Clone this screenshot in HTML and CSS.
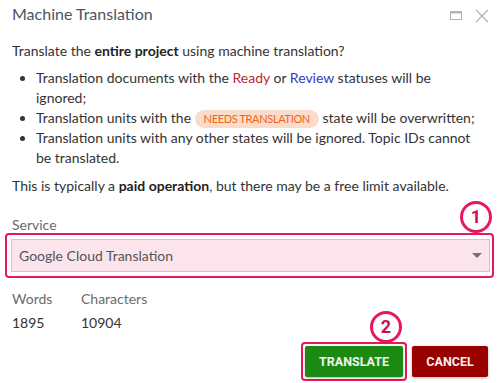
FILE: index.html
```html
<!DOCTYPE html>
<html>
<head>
  <title>Machine Translation</title>
  <link rel="stylesheet" href="styles.css">
</head>
<body>
  <div class="dialog">
    <div class="header">
      <span class="title">Machine Translation</span>
      <span class="window-tools">
        <svg class="tool" width="12" height="9" viewBox="0 0 12 9">
          <rect x="0.5" y="0.5" width="11" height="8" fill="none" stroke="#b3b3b3" stroke-width="1"/>
          <rect x="0.5" y="0.5" width="11" height="2" fill="#b3b3b3"/>
        </svg>
        <svg class="tool" width="14" height="14" viewBox="0 0 14 14">
          <path d="M1 1 L13 13 M13 1 L1 13" stroke="#b3b3b3" stroke-width="1.3" fill="none"/>
        </svg>
      </span>
    </div>

    <p class="intro">Translate the <b>entire project</b> using machine translation?</p>
    <ul class="rules">
      <li>Translation documents with the <span class="ready">Ready</span> or <span class="review">Review</span> statuses will be ignored;</li>
      <li>Translation units with the <span class="pill">NEEDS TRANSLATION</span> state will be overwritten;</li>
      <li>Translation units with any other states will be ignored. Topic IDs cannot be translated.</li>
    </ul>
    <p class="note">This is typically a <b>paid operation</b>, but there may be a free limit available.</p>

    <div class="field">
      <div class="field-label">Service</div>
      <div class="marked marked-select">
        <div class="select">
          <span>Google Cloud Translation</span>
          <svg width="10" height="5" viewBox="0 0 10 5"><path d="M0 0 L10 0 L5 5 Z" fill="#7d6b74"/></svg>
        </div>
      </div>
      <span class="step step-1">1</span>
    </div>

    <div class="stats">
      <div class="stat">
        <div class="field-label">Words</div>
        <div class="value">1895</div>
      </div>
      <div class="stat">
        <div class="field-label">Characters</div>
        <div class="value">10904</div>
      </div>
    </div>

    <div class="actions">
      <span class="marked marked-btn">
        <button class="btn btn-ok">TRANSLATE</button>
        <span class="step step-2">2</span>
      </span>
      <button class="btn btn-cancel">CANCEL</button>
    </div>
  </div>
</body>
</html>
```

FILE: styles.css
```css
body {
  margin: 0;
  background: #fff;
  font-family: Lato, "Noto Sans", sans-serif;
  font-size: 14px;
  color: #333;
}

.dialog {
  width: 499px;
  height: 383px;
  padding: 0 11px 0 12px;
  box-sizing: border-box;
  overflow: hidden;
}

.header {
  display: flex;
  justify-content: space-between;
  align-items: center;
  height: 26px;
}

.title {
  font-size: 16px;
  color: #4a5566;
}

.window-tools {
  display: flex;
  align-items: center;
  gap: 13px;
  margin-top: 5px;
  margin-right: -1px;
}

.tool {
  display: block;
}

.intro {
  margin: 15px 0 0;
  line-height: 20px;
}

.intro b, .note b {
  font-weight: 700;
  color: #222;
}

.rules {
  margin: 7px 8px 0 0;
  padding-left: 24px;
  line-height: 20px;
}

.ready {
  color: #c0262d;
}

.review {
  color: #2a3ec0;
}

.pill {
  display: inline-block;
  background: #fbdcca;
  color: #f0621a;
  font-size: 11px;
  letter-spacing: -0.35px;
  line-height: 18px;
  padding: 0 9px;
  border-radius: 9px;
}

.note {
  margin: 8px 0 0;
  line-height: 20px;
}

.field {
  position: relative;
  margin-top: 20px;
}

.field-label {
  color: #6b6b6b;
  line-height: 18px;
}

.marked {
  display: block;
  border: 2px solid #e8175d;
  border-radius: 4px;
}

.marked-select {
  margin: -1px -6px 0 -7px;
  padding: 4px 2px 4px 4px;
}

.select {
  display: flex;
  justify-content: space-between;
  align-items: center;
  height: 31px;
  padding: 0 7px 0 7px;
  background: #fce4ec;
  border: 1px solid #e3bccb;
  color: #555;
  font-size: 14px;
}

.step {
  position: absolute;
  box-sizing: border-box;
  width: 32px;
  height: 32px;
  border: 3px solid #e8175d;
  border-radius: 50%;
  background: #fff;
  color: #c8104e;
  font-family: Roboto, sans-serif;
  font-weight: 700;
  font-size: 18px;
  line-height: 26px;
  text-align: center;
}

.step-1 {
  right: -4px;
  top: -15px;
}

.stats {
  display: grid;
  grid-template-columns: 69px auto;
  margin-top: 11px;
}

.stats .field-label {
  line-height: 20px;
}

.stat .value {
  margin-top: 4px;
  line-height: 20px;
  color: #333;
}

.actions {
  display: flex;
  justify-content: flex-end;
  align-items: center;
  gap: 5px;
  margin-top: 9px;
}

.marked-btn {
  position: relative;
  padding: 2px;
}

.step-2 {
  left: 67px;
  top: -33px;
}

.btn {
  display: block;
  border: none;
  border-radius: 2px;
  height: 31px;
  padding: 0;
  color: #f2f2f2;
  font-family: Roboto, sans-serif;
  font-weight: 700;
  font-size: 12.5px;
  box-shadow: 0 1px 3px rgba(0, 0, 0, 0.3);
}

.btn-ok {
  width: 98px;
  background: #1b8a10;
}

.btn-cancel {
  width: 76px;
  background: #990000;
}
```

──────

*GOAL OF THE EXERCISE*. Every line above should be returned exactly; the pictures stay out.

*TASK SOLUTION*.
Clone this screenshot in HTML and CSS.
FILE: index.html
```html
<!DOCTYPE html>
<html>
<head>
  <title>Machine Translation</title>
  <link rel="stylesheet" href="styles.css">
</head>
<body>
  <div class="dialog">
    <div class="header">
      <span class="title">Machine Translation</span>
      <span class="window-tools">
        <svg class="tool" width="12" height="9" viewBox="0 0 12 9">
          <rect x="0.5" y="0.5" width="11" height="8" fill="none" stroke="#b3b3b3" stroke-width="1"/>
          <rect x="0.5" y="0.5" width="11" height="2" fill="#b3b3b3"/>
        </svg>
        <svg class="tool" width="14" height="14" viewBox="0 0 14 14">
          <path d="M1 1 L13 13 M13 1 L1 13" stroke="#b3b3b3" stroke-width="1.3" fill="none"/>
        </svg>
      </span>
    </div>

    <p class="intro">Translate the <b>entire project</b> using machine translation?</p>
    <ul class="rules">
      <li>Translation documents with the <span class="ready">Ready</span> or <span class="review">Review</span> statuses will be ignored;</li>
      <li>Translation units with the <span class="pill">NEEDS TRANSLATION</span> state will be overwritten;</li>
      <li>Translation units with any other states will be ignored. Topic IDs cannot be translated.</li>
    </ul>
    <p class="note">This is typically a <b>paid operation</b>, but there may be a free limit available.</p>

    <div class="field">
      <div class="field-label">Service</div>
      <div class="marked marked-select">
        <div class="select">
          <span>Google Cloud Translation</span>
          <svg width="10" height="5" viewBox="0 0 10 5"><path d="M0 0 L10 0 L5 5 Z" fill="#7d6b74"/></svg>
        </div>
      </div>
      <span class="step step-1">1</span>
    </div>

    <div class="stats">
      <div class="stat">
        <div class="field-label">Words</div>
        <div class="value">1895</div>
      </div>
      <div class="stat">
        <div class="field-label">Characters</div>
        <div class="value">10904</div>
      </div>
    </div>

    <div class="actions">
      <span class="marked marked-btn">
        <button class="btn btn-ok">TRANSLATE</button>
        <span class="step step-2">2</span>
      </span>
      <button class="btn btn-cancel">CANCEL</button>
    </div>
  </div>
</body>
</html>
```

FILE: styles.css
```css
body {
  margin: 0;
  background: #fff;
  font-family: Lato, "Noto Sans", sans-serif;
  font-size: 14px;
  color: #333;
}

.dialog {
  width: 499px;
  height: 383px;
  padding: 0 11px 0 12px;
  box-sizing: border-box;
  overflow: hidden;
}

.header {
  display: flex;
  justify-content: space-between;
  align-items: center;
  height: 26px;
}

.title {
  font-size: 16px;
  color: #4a5566;
}

.window-tools {
  display: flex;
  align-items: center;
  gap: 13px;
  margin-top: 5px;
  margin-right: -1px;
}

.tool {
  display: block;
}

.intro {
  margin: 15px 0 0;
  line-height: 20px;
}

.intro b, .note b {
  font-weight: 700;
  color: #222;
}

.rules {
  margin: 7px 8px 0 0;
  padding-left: 24px;
  line-height: 20px;
}

.ready {
  color: #c0262d;
}

.review {
  color: #2a3ec0;
}

.pill {
  display: inline-block;
  background: #fbdcca;
  color: #f0621a;
  font-size: 11px;
  letter-spacing: -0.35px;
  line-height: 18px;
  padding: 0 9px;
  border-radius: 9px;
}

.note {
  margin: 8px 0 0;
  line-height: 20px;
}

.field {
  position: relative;
  margin-top: 20px;
}

.field-label {
  color: #6b6b6b;
  line-height: 18px;
}

.marked {
  display: block;
  border: 2px solid #e8175d;
  border-radius: 4px;
}

.marked-select {
  margin: -1px -6px 0 -7px;
  padding: 4px 2px 4px 4px;
}

.select {
  display: flex;
  justify-content: space-between;
  align-items: center;
  height: 31px;
  padding: 0 7px 0 7px;
  background: #fce4ec;
  border: 1px solid #e3bccb;
  color: #555;
  font-size: 14px;
}

.step {
  position: absolute;
  box-sizing: border-box;
  width: 32px;
  height: 32px;
  border: 3px solid #e8175d;
  border-radius: 50%;
  background: #fff;
  color: #c8104e;
  font-family: Roboto, sans-serif;
  font-weight: 700;
  font-size: 18px;
  line-height: 26px;
  text-align: center;
}

.step-1 {
  right: -4px;
  top: -15px;
}

.stats {
  display: grid;
  grid-template-columns: 69px auto;
  margin-top: 11px;
}

.stats .field-label {
  line-height: 20px;
}

.stat .value {
  margin-top: 4px;
  line-height: 20px;
  color: #333;
}

.actions {
  display: flex;
  justify-content: flex-end;
  align-items: center;
  gap: 5px;
  margin-top: 9px;
}

.marked-btn {
  position: relative;
  padding: 2px;
}

.step-2 {
  left: 67px;
  top: -33px;
}

.btn {
  display: block;
  border: none;
  border-radius: 2px;
  height: 31px;
  padding: 0;
  color: #f2f2f2;
  font-family: Roboto, sans-serif;
  font-weight: 700;
  font-size: 12.5px;
  box-shadow: 0 1px 3px rgba(0, 0, 0, 0.3);
}

.btn-ok {
  width: 98px;
  background: #1b8a10;
}

.btn-cancel {
  width: 76px;
  background: #990000;
}
```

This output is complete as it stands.